**WHAT IS REQUIRED**: Copy out each line of the material in which the word "this" appears.
★ ★ ★ ★ ★
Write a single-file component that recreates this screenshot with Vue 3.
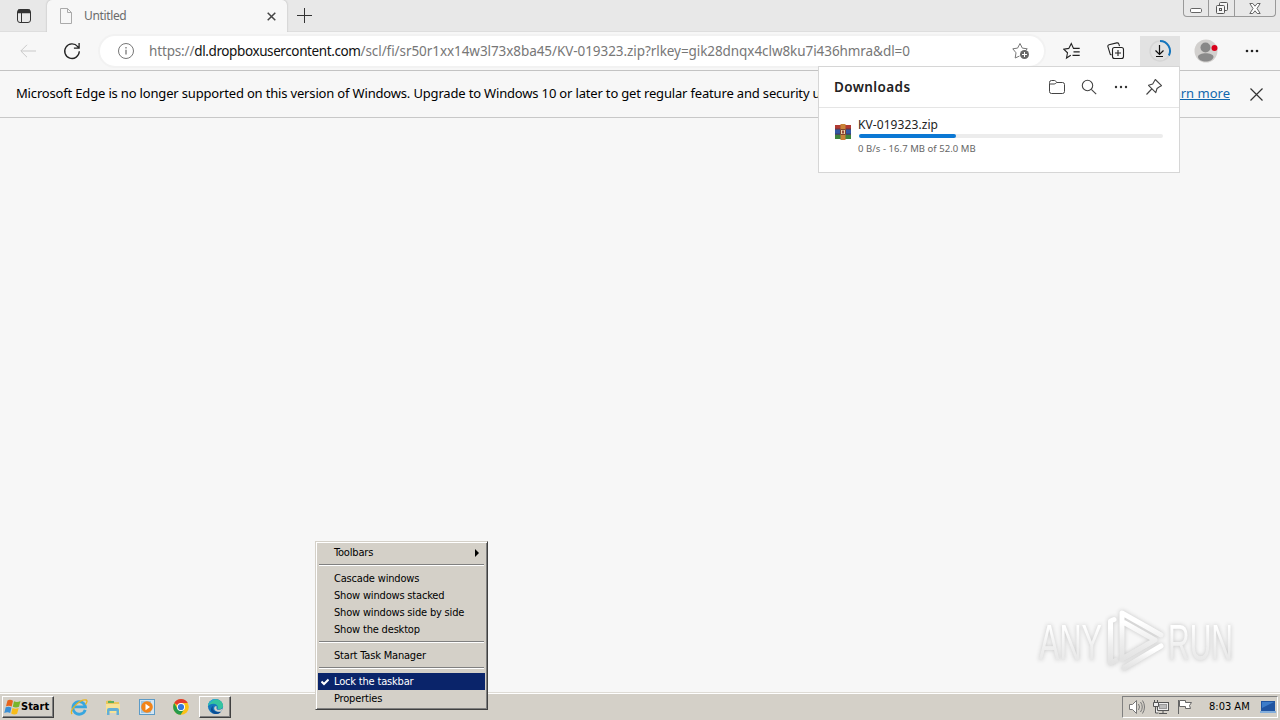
<script setup>
import { ref } from 'vue';

const menuGroups = ref([
  [{ label: 'Toolbars', submenu: true }],
  [
    { label: 'Cascade windows' },
    { label: 'Show windows stacked' },
    { label: 'Show windows side by side' },
    { label: 'Show the desktop' },
  ],
  [{ label: 'Start Task Manager' }],
  [{ label: 'Lock the taskbar', checked: true }, { label: 'Properties' }],
]);

const download = ref({ name: 'KV-019323.zip', status: '0 B/s - 16.7 MB of 52.0 MB', percent: 32 });
</script>

<template>
  <div class="desktop">
    <header class="tab-strip">
      <div class="tab-actions">
        <svg width="16" height="16" viewBox="0 0 16 16" fill="none" stroke="#333">
          <rect x="1.5" y="1.5" width="13" height="13" rx="2.5" />
          <path d="M2 3.2h12M2 4.5h12M2 2.2h12" stroke-width="1.5" />
          <path d="M5.5 5v9" />
        </svg>
      </div>
      <div class="tab">
        <svg width="14" height="16" viewBox="0 0 14 16" fill="none" stroke="#aaa">
          <path d="M1.5.5h7l4 4v11h-11zM8.5.5v4h4" />
        </svg>
        <span class="tab-title">Untitled</span>
        <svg width="9" height="9" viewBox="0 0 9 9" stroke="#444" stroke-width="1.5">
          <path d="M.7.7l7.6 7.6M8.3.7L.7 8.3" />
        </svg>
      </div>
      <svg class="new-tab" width="15" height="15" viewBox="0 0 15 15" stroke="#333">
        <path d="M7.5 0v15M0 7.5h15" />
      </svg>
      <div class="window-controls">
        <span class="min">
          <svg width="12" height="5" viewBox="0 0 12 5" fill="#fff" stroke="#666">
            <rect x=".5" y=".5" width="11" height="4" rx="1.2" />
          </svg>
        </span>
        <span class="restore">
          <svg width="14" height="14" viewBox="0 0 14 14" fill="#f4f4f4" stroke="#555">
            <rect x="4.5" y="1.5" width="8" height="8" rx="1" />
            <rect x="1.5" y="4.5" width="8" height="8" rx="1" />
            <rect x="4.5" y="7.5" width="2" height="2" />
          </svg>
        </span>
        <span class="close">
          <svg width="12" height="11" viewBox="0 0 12 11" fill="#fff" stroke="#666">
            <path d="M.8.5h3L6 3.2 8.2.5h3L8 5.5l3.2 5h-3L6 7.8 3.8 10.5h-3L4 5.5z" />
          </svg>
        </span>
      </div>
    </header>

    <nav class="toolbar">
      <svg class="back" width="16" height="14" viewBox="0 0 16 14" fill="none" stroke="#c9c9c9">
        <path d="M16 7H1M7 .8L.8 7 7 13.2" />
      </svg>
      <svg class="refresh" width="18" height="18" viewBox="0 0 18 18" fill="none" stroke="#222" stroke-width="1.3">
        <path d="M16.3 9.3A7.3 7.3 0 1 1 14.7 4.6L16 6.2M16.1 1v5.2h-5.2" />
      </svg>
      <div class="address">
        <svg width="18" height="18" viewBox="0 0 18 18" fill="none" stroke="#777">
          <circle cx="9" cy="9" r="7.5" />
          <path d="M9 7.8v4.7M9 5v1.5" stroke-width="1.3" />
        </svg>
        <p class="url"><span class="scheme">https://</span><span class="host">dl.dropboxusercontent.com</span><span class="path">/scl/fi/sr50r1xx14w3l73x8ba45/KV-019323.zip?rlkey=gik28dnqx4clw8ku7i436hmra&amp;dl=0</span></p>
        <svg class="add-fav" width="18" height="18" viewBox="0 0 18 18" fill="none" stroke="#777">
          <path d="M7.5 14l-4.3 2 .8-5.200L.8 6.800l4.800-.7L8 1.500l2.300 4.600 5 .7-2 2" />
          <circle cx="12.500" cy="12.500" r="4.500" fill="#666" stroke="none" />
          <path d="M12.500 10v5M10 12.500h5" stroke="#fff" />
        </svg>
      </div>
      <svg class="favorites" width="18" height="18" viewBox="0 0 18 18" fill="none" stroke="#222" stroke-width="1.1">
        <path d="M7.800 13.200L3.500 16l1-5.200L.8 7.200l5-.8L8.300 1.500l2.200 4.900h6.200M10.500 9.900h6.200M9.500 13.400h7.200" />
      </svg>
      <svg class="collections" width="18" height="18" viewBox="0 0 18 18" fill="none" stroke="#222" stroke-width="1.1">
        <path d="M4.500 13L3.300 12.300.9 4.600Q.6 3.200 2 2.800L9.800.9q1.500-.3 2 1l.7 2.300" />
        <rect x="5.500" y="5.500" width="11" height="11" rx="2" />
        <path d="M11 8v6M8 11h6" />
      </svg>
      <div class="download-button">
        <svg width="24" height="24" viewBox="0 0 24 24" fill="none">
          <circle cx="12" cy="12" r="10" stroke="#d6d6d6" stroke-width="1.5" />
          <path d="M12 2a10 10 0 0 1 8.900 14.500" stroke="#1475bd" stroke-width="2" />
          <path d="M11.500 6v9.500M7.500 11.500l4 4 4-4M8 17.500h7" stroke="#111" stroke-width="1.2" />
        </svg>
      </div>
      <svg class="profile" width="26" height="24" viewBox="0 0 26 24">
        <circle cx="12" cy="12" r="11.5" fill="#d2d0ce" />
        <circle cx="11.5" cy="8.5" r="5" fill="#888" />
        <path d="M4 18c0-5 15.500-5 15.500 0-1 6-14.500 6-15.500 0z" fill="#8a8a8a" />
        <circle cx="20.5" cy="9" r="3" fill="#d9001b" />
      </svg>
      <svg class="more" width="14" height="4" viewBox="0 0 14 4" fill="#222">
        <circle cx="2" cy="2" r="1.3" /><circle cx="7" cy="2" r="1.3" /><circle cx="12" cy="2" r="1.3" />
      </svg>
    </nav>

    <section class="notice">
      <span class="notice-text">Microsoft Edge is no longer supported on this version of Windows. Upgrade to Windows 10 or later to get regular feature and security u</span>
      <a class="learn">arn more</a>
      <svg width="13" height="13" viewBox="0 0 13 13" stroke="#333" stroke-width="1.2">
        <path d="M.5.5l12 12M12.500.5l-12 12" />
      </svg>
    </section>

    <main class="page"></main>

    <footer class="taskbar">
      <button class="start">
        <svg width="17" height="16" viewBox="0 0 17 16">
          <path d="M3.500 1.500Q6 0 9 1.800L7.700 7.500Q5 6 2 7.300z" fill="#e8641c" />
          <path d="M10 2.200q3 1.500 6.500-.2l-1.500 5.800q-3 1.500-6.200 0z" fill="#79b52c" />
          <path d="M1.700 8.300q3-1.300 5.700.2L6.200 14Q3.500 12.500.3 14z" fill="#3a8fd5" />
          <path d="M8.500 9q2.800 1.500 6.200.1L13.100 14.700q-2.800 1.500-5.900-.2z" fill="#f8bc18" />
        </svg>
        <span>Start</span>
      </button>
      <div class="quick-launch">
        <svg width="18" height="18" viewBox="0 0 18 18" fill="none">
          <path d="M15.200 11.800A6.300 6.300 0 1 1 15.400 8.800H4.500" stroke="#38a6df" stroke-width="2.8" />
          <path d="M2 16C-1 12 10 1 16 2c2 .4.500 3-.5 4.500" stroke="#e9b520" stroke-width="1.3" />
        </svg>
        <svg width="18" height="18" viewBox="0 0 18 18">
          <path d="M2 3l5-1 1 2h7v9H2z" fill="#e9c65c" />
          <path d="M4 3h6v2H4z" fill="#5fae5c" />
          <path d="M2 6h14v9H2z" fill="#f7e297" />
          <path d="M3 17V12q0-2 2-2h8q2 0 2 2v5h-2.500v-4h-7v4z" fill="#64afd6" />
        </svg>
        <svg width="18" height="18" viewBox="0 0 18 18">
          <rect x="1.5" y="1.5" width="15" height="15" fill="#d4e5f2" stroke="#5c9bc7" />
          <rect x="3" y="3" width="10" height="12" fill="#9bc5e4" />
          <circle cx="9" cy="9" r="5.8" fill="#f28419" />
          <path d="M7.500 5.800l4.500 3.200-4.500 3.200z" fill="#fff" />
        </svg>
        <svg width="18" height="18" viewBox="0 0 18 18">
          <circle cx="9" cy="9" r="7.8" fill="#fbc116" />
          <path d="M9 9L2.200 5.100A7.800 7.800 0 0 1 15.800 5.100H9z" fill="#e33b2e" />
          <path d="M2.200 5.100A7.800 7.800 0 0 0 8.600 16.800L12.300 11H5.600z" fill="#269b4b" />
          <circle cx="9" cy="9" r="4" fill="#fff" />
          <circle cx="9" cy="9" r="3.1" fill="#3477dc" />
        </svg>
      </div>
      <div class="task-active">
        <svg width="17" height="17" viewBox="0 0 18 18">
          <circle cx="9" cy="9" r="8" fill="#1577bd" />
          <path d="M1.100 8.500C1-1 17-1 17 8.500c0 3-3.500 4-6 2.900 1.500-3-1-5.400-4-5.400-3 0-5 1-5.900 2.500z" fill="#34c4a0" />
          <path d="M1.100 8.500C1.500 3 7-.5 12 1.600 8 1 3 3.500 1.100 8.500z" fill="#29a8d8" />
          <path d="M7 8c-3 4 1 8 8 6.500 0 0-2 2.500-5.500 2.500C4 17 2 11 7 8z" fill="#0b4d94" />
          <path d="M10.500 9c-2 4 3 4.500 6 2.200l-1.500 3.200C9 15.500 6 11.500 8.500 8.700z" fill="#d4d0c8" />
        </svg>
      </div>
      <div class="tray">
        <svg width="18" height="16" viewBox="0 0 18 16" fill="#fff" stroke="#777">
          <path d="M1.500 5.500h3l4-4v13l-4-4h-3z" />
          <path d="M10.500 5q2 3 0 6M12.500 3q3.500 5 0 10M14.500 1.500q4 6.500 0 13" fill="none" />
        </svg>
        <svg width="17" height="16" viewBox="0 0 17 16" fill="#eee" stroke="#555">
          <rect x="4.5" y="3.5" width="11" height="8" />
          <rect x="6.5" y="5.5" width="7" height="4" fill="#bbb" stroke="#999" />
          <path d="M6 14.500h8M10 12v2" />
          <path d="M.5 3.500h5v4h-5zM1.500 1v2M4.500 1v2M2.500 8v6h3" />
        </svg>
        <svg width="16" height="16" viewBox="0 0 16 16" fill="#fff" stroke="#666">
          <path d="M1.500 1v14M2.500 1.500h6v2h6l-2 3 1 3h-5v-2h-6z" />
        </svg>
        <time>8:03 AM</time>
        <svg class="show-desktop" width="16" height="14" viewBox="0 0 16 14">
          <path d="M1 1h14v10H1z" fill="#2054a1" />
          <path d="M2 2h12L2 8z" fill="#3d7cc9" />
          <path d="M0 11h16v2H0z" fill="#84aedb" />
        </svg>
      </div>
    </footer>

    <aside class="downloads">
      <div class="downloads-head">
        <h2>Downloads</h2>
        <svg class="folder" width="18" height="16" viewBox="0 0 18 16" fill="none" stroke="#444">
          <path d="M1.500 4.500V3.500q0-2 2-2h3q1 0 1.500 1l.8 1h5.700q2 0 2 2v7q0 2-2 2h-11q-2 0-2-2v-8zM1.500 5h4.700q1 0 2.500-1.500" />
        </svg>
        <svg class="search" width="16" height="16" viewBox="0 0 16 16" fill="none" stroke="#444" stroke-width="1.1">
          <circle cx="6.5" cy="6.5" r="5.2" /><path d="M10.300 10.300l4.900 4.900" />
        </svg>
        <svg class="dots" width="14" height="4" viewBox="0 0 14 4" fill="#333">
          <circle cx="2" cy="2" r="1.2" /><circle cx="7" cy="2" r="1.2" /><circle cx="12" cy="2" r="1.2" />
        </svg>
        <svg class="pin" width="18" height="18" viewBox="0 0 18 18" fill="none" stroke="#444" stroke-width="1.1">
          <path d="M10.300 1.500L16.500 7.700Q14.800 8.200 12 10.500L10.800 14.700 3.500 7.300 7.700 6zM6.700 11l-5.200 5.500" stroke-linejoin="round" />
        </svg>
      </div>
      <div class="download-item">
        <svg width="16" height="16" viewBox="0 0 16 16">
          <path d="M0 1h16v4H0z" fill="#b03a32" />
          <path d="M0 5.500h16v4.500H0z" fill="#3358a4" />
          <path d="M0 10.500h16V15H0z" fill="#3d843e" />
          <path d="M0 4.700h16v1H0zM0 9.800h16v1H0z" fill="#33254a" />
          <path d="M5.500 0h5v16h-5z" fill="#c98337" />
          <path d="M5.500 5.500h5v5h-5z" fill="#edd5ac" stroke="#80452d" />
          <path d="M7 6.500h2v3H7z" fill="#9c4a39" />
        </svg>
        <div class="download-info">
          <span class="file-name">{{ download.name }}</span>
          <div class="progress"><div class="bar" :style="{ width: download.percent + '%' }"></div></div>
          <span class="status">{{ download.status }}</span>
        </div>
      </div>
    </aside>

    <ul class="context-menu">
      <template v-for="(group, i) in menuGroups" :key="i">
        <li v-if="i > 0" class="separator"></li>
        <li v-for="item in group" :key="item.label" class="item" :class="{ selected: item.checked }">
          <svg v-if="item.checked" class="check" width="8" height="8" viewBox="0 0 8 8" fill="none" stroke="#fff" stroke-width="2">
            <path d="M.5 3.500L3 6l4.500-4.500" />
          </svg>
          <span>{{ item.label }}</span>
          <svg v-if="item.submenu" class="arrow" width="4" height="8" viewBox="0 0 4 8">
            <path d="M0 0l4 4-4 4z" />
          </svg>
        </li>
      </template>
    </ul>

    <svg class="watermark" width="220" height="76" viewBox="0 0 220 76">
      <defs>
        <linearGradient id="fade" x1="0" y1="0" x2="0" y2="1">
          <stop offset=".2" stop-color="#fff" />
          <stop offset=".6" stop-color="#eee" />
          <stop offset="1" stop-color="#e3e3e3" />
        </linearGradient>
      </defs>
      <g class="mark-text" fill="url(#fade)">
        <text x="9" y="58" textLength="63" lengthAdjust="spacingAndGlyphs">ANY</text>
        <text x="138" y="58" textLength="65" lengthAdjust="spacingAndGlyphs">RUN</text>
      </g>
      <g class="mark-logo" fill="none" stroke="url(#fade)" stroke-width="5" stroke-linejoin="round" stroke-linecap="round">
        <path d="M84 17.500L80.500 19v42l5-2.500" />
        <path d="M131 33L92 11V57L125 38 94 20.500" />
        <path d="M94 66l37-22" />
      </g>
    </svg>
  </div>
</template>

<style>
body {
  margin: 0;
  overflow: hidden;
}
</style>

<style scoped>
.desktop {
  position: relative;
  display: flex;
  flex-direction: column;
  width: 1280px;
  height: 720px;
  overflow: hidden;
  background: #f7f7f7;
  font-family: 'Noto Sans', sans-serif;
}

svg {
  display: block;
  flex: none;
}

.tab-strip {
  display: flex;
  height: 32px;
  background: #e8e8e8;
  box-shadow: inset 0 -1px #dedede;
}

.tab-actions {
  display: flex;
  align-items: center;
  width: 47px;
  padding-left: 16px;
  box-sizing: border-box;
}

.tab {
  display: flex;
  align-items: center;
  width: 240px;
  box-sizing: border-box;
  padding: 0 11px 0 12px;
  background: #f7f7f7;
  border-radius: 5px 5px 0 0;
  box-shadow: 0 0 2px #aaa;
  clip-path: inset(0 -3px 0 -3px);
}

.tab-title {
  flex: 1;
  margin-left: 11px;
  padding-bottom: 2px;
  font-size: 12px;
  letter-spacing: -0.35px;
  color: #6b6b6b;
}

.new-tab {
  margin: 8px 0 0 10px;
}

.window-controls {
  display: flex;
  width: 93px;
  height: 17px;
  margin: 0 4px 0 auto;
  box-sizing: border-box;
  border: 1px solid #999;
  border-top: 0;
  border-radius: 0 0 4px 4px;
}

.window-controls span {
  display: flex;
  justify-content: center;
  align-items: center;
  border-right: 1px solid #999;
}

.min {
  width: 24px;
  padding-top: 5px;
}

.restore {
  width: 25px;
}

.window-controls .close {
  flex: 1;
  border: 0;
}

.toolbar {
  display: flex;
  align-items: center;
  height: 39px;
  padding: 0 0 1px 20px;
  box-sizing: border-box;
  border-bottom: 1px solid #c3c3c3;
}

.refresh {
  margin-left: 27px;
}

.address {
  display: flex;
  align-items: center;
  width: 944px;
  height: 30px;
  margin-left: 19px;
  padding: 0 14px 0 17px;
  box-sizing: border-box;
  background: #fff;
  border-radius: 15px;
  box-shadow: 0 0 0 2px #f2f2f2;
}

.url {
  flex: 1;
  margin: 0 0 0 14px;
  font-size: 13.5px;
  white-space: nowrap;
  color: #777;
}

.scheme {
  letter-spacing: -0.15px;
}

.host {
  color: #111;
  letter-spacing: -0.4px;
}

.path {
  letter-spacing: -0.07px;
}

.favorites {
  margin-left: 19px;
}

.add-fav {
  margin-right: 0;
}

.collections {
  margin-left: 26px;
}

.download-button {
  display: flex;
  align-items: center;
  justify-content: center;
  width: 40px;
  height: 30px;
  margin-left: 15px;
  background: #e2e2e2;
}

.profile {
  margin-left: 14px;
}

.more {
  margin-left: 25px;
}

.notice {
  display: flex;
  align-items: center;
  height: 47px;
  padding: 0 17px 0 16px;
  box-sizing: border-box;
  border-bottom: 1px solid #c8c8c8;
  font-size: 13px;
  color: #000;
  white-space: nowrap;
}

.notice-text {
  padding-bottom: 2px;
  letter-spacing: -0.17px;
}

.learn {
  margin: 0 20px 0 auto;
  padding-bottom: 2px;
  color: #1168ae;
  text-decoration: underline;
}

.page {
  flex: 1;
}

.taskbar {
  display: flex;
  align-items: center;
  height: 28px;
  padding: 1px 2px 1px;
  box-sizing: border-box;
  background: #d4d0c8;
  border-top: 1px solid #dedbd5;
  box-shadow: inset 0 1px #fff;
  font-family: 'DejaVu Sans Condensed', 'DejaVu Sans', sans-serif;
}

.start {
  display: flex;
  align-items: center;
  width: 52px;
  height: 22px;
  padding: 0 0 0 1px;
  background: #d4d0c8;
  border: 1px solid;
  border-color: #fff #404040 #404040 #fff;
  box-shadow: inset -1px -1px #808080;
  font: bold 11px 'DejaVu Sans Condensed', sans-serif;
}

.quick-launch {
  display: flex;
  gap: 16px;
  margin-left: 16px;
}

.task-active {
  display: flex;
  align-items: center;
  justify-content: center;
  width: 32px;
  height: 22px;
  margin-left: 9px;
  box-sizing: border-box;
  border: 1px solid;
  border-color: #fff #404040 #404040 #fff;
  box-shadow: inset -1px -1px #808080;
}

.tray {
  display: flex;
  align-items: center;
  width: 156px;
  height: 22px;
  margin-left: auto;
  padding: 0 1px 0 5px;
  box-sizing: border-box;
  border: 1px solid;
  border-color: #808080 #fff #fff #808080;
}

.tray svg + svg {
  margin-left: 7px;
}

.tray time {
  margin-left: 16px;
  font-size: 11px;
}

.tray .show-desktop {
  margin-left: auto;
}

.downloads {
  position: absolute;
  left: 818px;
  top: 66px;
  width: 362px;
  height: 107px;
  box-sizing: border-box;
  background: #fff;
  border: 1px solid #d6d6d6;
}

.downloads-head {
  display: flex;
  align-items: center;
  height: 41px;
  padding: 0 16px 0 15px;
  box-sizing: border-box;
  border-bottom: 1px solid #e5e5e5;
}

.downloads h2 {
  margin: 0 auto 0 0;
  font-size: 13.5px;
  font-weight: 600;
  letter-spacing: 0.4px;
  color: #222;
}

.search {
  margin-left: 15px;
}

.dots {
  margin-left: 17px;
}

.pin {
  margin-left: 17px;
}

.download-item {
  display: flex;
  padding: 8px 16px 0;
}

.download-item > svg {
  margin-top: 8px;
}

.download-info {
  flex: 1;
  margin-left: 7px;
}

.file-name,
.status {
  display: block;
  white-space: nowrap;
}

.file-name {
  height: 18px;
  font-size: 12px;
  line-height: 18px;
  letter-spacing: 0.08px;
  color: #222;
}

.progress {
  height: 4px;
  margin-left: 1px;
  border-radius: 2px;
  background: #ececec;
}

.bar {
  height: 4px;
  border-radius: 2px;
  background: #0b78d4;
}

.status {
  margin-top: 4px;
  font-size: 9.5px;
  line-height: 14px;
  letter-spacing: 0.05px;
  color: #666;
}

.context-menu {
  position: absolute;
  left: 315px;
  top: 541px;
  width: 173px;
  margin: 0;
  padding: 2px;
  box-sizing: border-box;
  list-style: none;
  background: #d4d0c8;
  border: 1px solid;
  border-color: #d4d0c8 #404040 #404040 #d4d0c8;
  box-shadow: inset 1px 1px #fff, inset -1px -1px #808080;
  font-family: 'DejaVu Sans Condensed', 'DejaVu Sans', sans-serif;
  font-size: 11px;
  letter-spacing: -0.18px;
}

.item {
  position: relative;
  display: flex;
  align-items: center;
  height: 17px;
  padding: 0 6px 0 16px;
  white-space: nowrap;
}

.selected {
  background: #0a246a;
  color: #fff;
}

.check {
  position: absolute;
  left: 3px;
  top: 5px;
}

.arrow {
  margin-left: auto;
}

.separator {
  height: 1px;
  margin: 3px 1px 4px;
  border-top: 1px solid #808080;
  background: #fff;
}

.watermark {
  position: absolute;
  left: 1030px;
  top: 602px;
  filter: drop-shadow(0 0 2px #c4c4c4);
}

.mark-text {
  font-family: 'Liberation Sans', sans-serif;
  font-size: 50px;
}
</style>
★ ★ ★ ★ ★
**THE RESPONSE**:
Write a single-file component that recreates this screenshot with Vue 3.
      <span class="notice-text">Microsoft Edge is no longer supported on this version of Windows. Upgrade to Windows 10 or later to get regular feature and security u</span>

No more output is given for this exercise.